Libertarian: Unions’ Gift to Themselves

Big Labor spent millions getting President Biden elected — and now it’s seeking to enact a law “directing federal power and resources to boost flagging” union rolls, laments Reason’s Eric Boehm. The so-called PRO Act “is a grab bag of Big-Labor agenda items that would extend some of California’s awful independent contractor regulations nationwide” and “abolish so-called right-to-work laws in the 27 states that have passed them.” Biden and the unions insist this is about empowering workers, “but if workers were as eager to join unions as [they] seem to think, they wouldn’t need a powerful federal bureaucracy to encourage that outcome.”

Centrist: United Supremes

The most striking aspect of the Supreme Court’s recent rulings on ObamaCare and religious liberty was the “absence of ideological divisions” from a high court that “Democratic leaders have declared hopelessly divided along ideological lines,” observes Jonathan Turley at USA Today. The largely united decisions mark “the final collapse of the false narrative that has been endlessly repeated like a mantra in Congress and the media.” Critics may continue to insist that the court is “dysfunctional, divided and needs to be radically changed,” but the justices aren’t “cooperating,” issuing instead an “inconvenient line of unanimous decisions.” Yet even as the court “seems to be saying a lot in one voice not just about the law, but about its own institution,” the media will undoubtedly continue to denounce it, “because politics demands it.”

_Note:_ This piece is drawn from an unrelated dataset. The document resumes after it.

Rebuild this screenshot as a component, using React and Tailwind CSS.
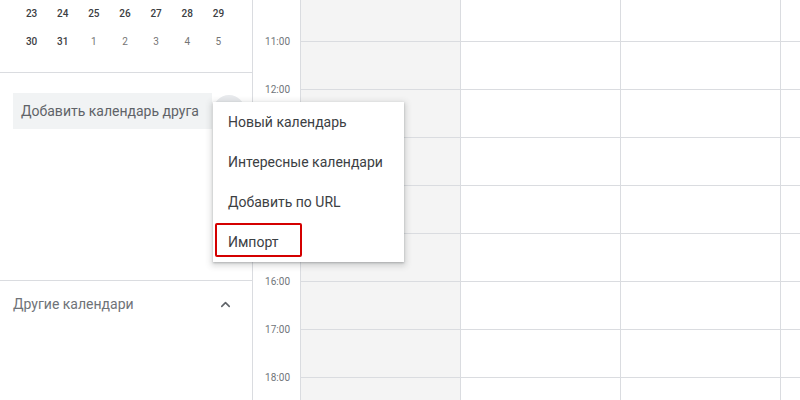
import { ChevronUp } from 'lucide-react';

const weeks = [
    [
        { d: 23 }, { d: 24 }, { d: 25 }, { d: 26 }, { d: 27 }, { d: 28 }, { d: 29 },
    ],
    [
        { d: 30 }, { d: 31 }, { d: 1, next: true }, { d: 2, next: true },
        { d: 3, next: true }, { d: 4, next: true }, { d: 5, next: true },
    ],
];

const hours = ['11:00', '12:00', '13:00', '14:00', '15:00', '16:00', '17:00', '18:00'];

const menuItems = ['Новый календарь', 'Интересные календари', 'Добавить по URL', 'Импорт'];

function MiniMonth() {
    return (
        <div className="border-b border-[#dadce0] pb-[17px]">
            <div className="-mt-px ml-[16px] grid w-[218px] grid-cols-7">
                {weeks.flat().map((day, i) => (
                    <div
                        key={i}
                        className={`flex h-[28px] items-center justify-center text-[10px] ${day.next ? 'font-normal text-[#757575]' : 'font-medium text-[#3c4043]'}`}
                    >
                        {day.d}
                    </div>
                ))}
            </div>
        </div>
    );
}

function AddMenu() {
    return (
        <div className="absolute left-[213px] top-[102px] z-10 w-[191px] bg-white shadow-[0_2px_6px_2px_rgba(60,64,67,0.18),0_1px_2px_rgba(60,64,67,0.3)]">
            {menuItems.map((label, i) => (
                <div key={label} className="relative flex h-[40px] items-center pl-[15px] text-[14px] text-[#3c4043]">
                    {label}
                    {i === menuItems.length - 1 && (
                        // outline around the import item
                        <span className="absolute left-[2px] top-px h-[34px] w-[87px] rounded-[2px] border-2 border-[#d40000]" />
                    )}
                </div>
            ))}
        </div>
    );
}

function Sidebar() {
    return (
        <div className="relative h-full w-[253px] shrink-0 border-r border-[#dadce0]">
            <MiniMonth />
            <div className="h-[208px] border-b border-[#dadce0] pt-[20px]">
                <div className="flex items-center">
                    <div className="ml-[13px] flex h-[36px] w-[199px] items-center bg-[#f1f3f4] pl-[8px] text-[14px] text-[#5f6368]">
                        Добавить календарь друга
                    </div>
                    <div className="ml-px h-[32px] w-[32px] rounded-full bg-[#e8eaed]" />
                </div>
            </div>
            <div className="flex h-[46px] items-center justify-between pl-[13px] pr-[19px]">
                <span className="text-[14px] text-[#6f7378]">Другие календари</span>
                <ChevronUp size={15} strokeWidth={2.5} className="text-[#5f6368]" />
            </div>
            <AddMenu />
        </div>
    );
}

function TimeGutter() {
    return (
        <div className="h-full w-[47px] shrink-0 pt-[17px]">
            {hours.map(h => (
                <div key={h} className="flex h-[48px] items-center justify-end pr-[10px] text-[10px] text-[#70757a]">
                    {h}
                </div>
            ))}
        </div>
    );
}

function DayGrid() {
    const rows = Array.from({ length: 9 });
    return (
        <div className="flex h-full flex-1 overflow-hidden border-l border-[#dadce0]">
            {[0, 1, 2, 3].map(col => (
                <div
                    key={col}
                    className={`-mt-[6px] w-[160px] shrink-0 border-r border-[#dadce0] ${col === 0 ? 'bg-[#f4f4f4]' : 'bg-white'}`}
                >
                    {rows.map((_, i) => (
                        <div key={i} className="h-[48px] border-b border-[#dadce0]" />
                    ))}
                </div>
            ))}
        </div>
    );
}

export default function App() {
    return (
        <div
            className="flex h-[400px] w-[800px] overflow-hidden bg-white"
            style={{ fontFamily: 'Roboto, "Noto Sans", Arial, sans-serif' }}
        >
            <Sidebar />
            <TimeGutter />
            <DayGrid />
        </div>
    );
}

Crime beat: A Wake-Up Call in Atlanta

The “mind-numbing randomness, brazenness and, even worse, casualness of violence afflicting Atlanta” has the upscale Buckhead neighborhood “wanting to break away from Atlanta to form its own city” with “its own police force,” writes The Atlanta Journal-Constitution’s Bill Torpy. Atlanta shootings are up 40 percent this year, but police often see “the same ne’er-do-wells walking the streets the next day,” thanks to a “broken” criminal-justice system. “Buckhead is almost three-quarters white,” yet “in black neighborhoods across the city, victims are widespread, and residents there want police to protect them, too.” But Buckhead can get attention, because its departure would “take away 40 percent of the city’s income.” It should be “one loud wake-up call.”

Culture critic: RIP, Janet Malcolm

At First Things, Helen Andrews assesses the complex legacy of veteran New Yorker magazine scribe Janet Malcolm, who died last week — and whose “cold, precise, unsparing” journalistic style recalled that of the great Russian writer Anton Chekhov. She was born to a psychiatrist father, and “psychoanalysis was a constant presence in Malcolm’s journalism.” The shrink’s couch formed her “eye for the telling detail” and “taught Malcolm a certain bleakness” about the world — and her own profession. Yet her “most famous line” — that “every journalist who is not too stupid or full of himself to notice what is going on knows that what he does is morally indefensible” — helped spread cynicism about reporters. The result, Andrews laments, is that now “every trace of authenticity has been scrubbed from press interviews.” 

Media watch: Suppressing the Truth

“From the lab-leak theory to the Lafayette Square tear-gassing, anti-Trump bias blinded our news media,” declares Wilfred Reilly at Spiked Online. “Except perhaps for the Hunter Biden story,” there was no “potentially major and obviously newsworthy story more intensely suppressed than the lab-leak explanation for COVID’s origins,” but it was just “revealed quite possibly to be correct.” Pols and press called then-President Donald Trump “reckless” for touting hydroxychloroquine, yet “a major study” has found “it increases survival rates for COVID patients by almost 200 percent.” And the claim “Trump had ‘tear-gassed peaceful protesters’ ” to stage a photo-op turned out to be “complete nonsense.” Tellingly, all these facts only came out when Joe Biden became president. This “mainstream-media swiveling” causes “latent social distrust that has no imaginable upside.”